Home Ekonomi Alasan Investor Masih Ragu Berinvestasi Jangka Panjang

Alasan Investor Masih Ragu Berinvestasi Jangka Panjang

Jakarta, Gatra.com - Sebagai negara pengekspor batu bara terbesar ke-5 di dunia, Indonesia memiliki demand tinggi dibandingkan negara lain. Bahkan, Jepang dan Vietnam masih bergantung pada suplai batu bara Indonesia. 

Direktur Eksekutif Asosiasi Pertambangan Batubara Indonesia (APBI), Hendra Sinadia mengatakan, meskipun demand tinggi tetapi kondisi harga jual batu bara mengalami penurunan. Menurutnya, hal ini karena posisi pasar cenderung oversupply. Indonesia merupakan eksportir batu bara terbesar. 

Supply-demand dipengaruhi oleh demand juga, misalnya harga batu bara dipengaruhi pasar. Namun, pasar dipengaruhi kebijakan geopolitik [beberapa] negara berpengaruh. Di Indonesia, regulasi yang dimiliki tidak hanya di Kementerian ESDM tetapi juga lintassektoral, karena batu bara banyak sektornya,” ucap Hendra di Graha Bimasena, Jakarta, Rabu (20/11).

Hendra mengatakan, saat ini pemerintah mendorong hilirisasi dan clean core technology. Hal tersebut dinilai mampu membuka peluang investasi dan eksplorasi. Namun, para investor tampaknya masih ragu berinvestasi di Indonesia terutama untuk long term investment atau jangka panjang.

Menurutnya, faktor utama yang memengaruhi yakni regulasi. Hendra mencotohkan peraturan tentang penetapan harga. Meski berdampak langsung bagi pelaku dalam negeri, tetapi investor asing tetap memperhatikan hal tersebut. 

“Nah bicara investasi, itu luas. Satu sektor sendiri mungkin sudah memberikan kebijakan yang menarik. Namun tergantung infrastruktur juga dan man power. Regulatory-nya apakah menjamin investasi jangka panjang, 20-30 tahun. Sentimen terhadap investasi dapat berpengaruh pada long term, itu sangat membantu,” ujar Hendra.

Direktorat Jenderal Mineral dan Batubara (Minerba) Kementerian Energi dan Sumber Daya Mineral (ESDM), Bambang Gatot Ariyono menambahkan, pemerintah selalu siap membuat regulasi untuk mengatur koordinasi lintassektor hingga ke pemerintah daerah.

“Untuk tambang, masalah itu biasanya dengan kehutanan.
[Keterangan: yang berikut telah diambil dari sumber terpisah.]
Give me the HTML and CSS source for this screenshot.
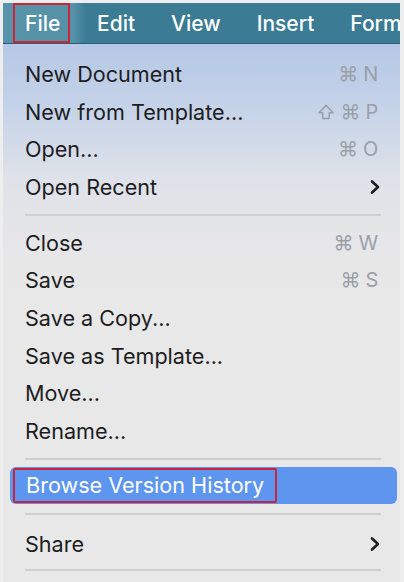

Bagaimana solusi pertambangan bisa berjalan. [Selain itu mengenai] kebijakan kehutanan. Kalau kita ingin semua diakomodir, itu tidak mungkin. Hutan menjaga lingkungan, tambang inginnya menggali. Kita mencoba berdialog dan membentuk tim terpadu, dengan daerah juga demikian. Kadang-kadang ada kepentingan, itu masalah. Kalau dilihat dari pendekatan substansi hukum, seharusnya bisa diselesaikan walaupun tidak mengakomodir masing-masing,” ucap Bambang.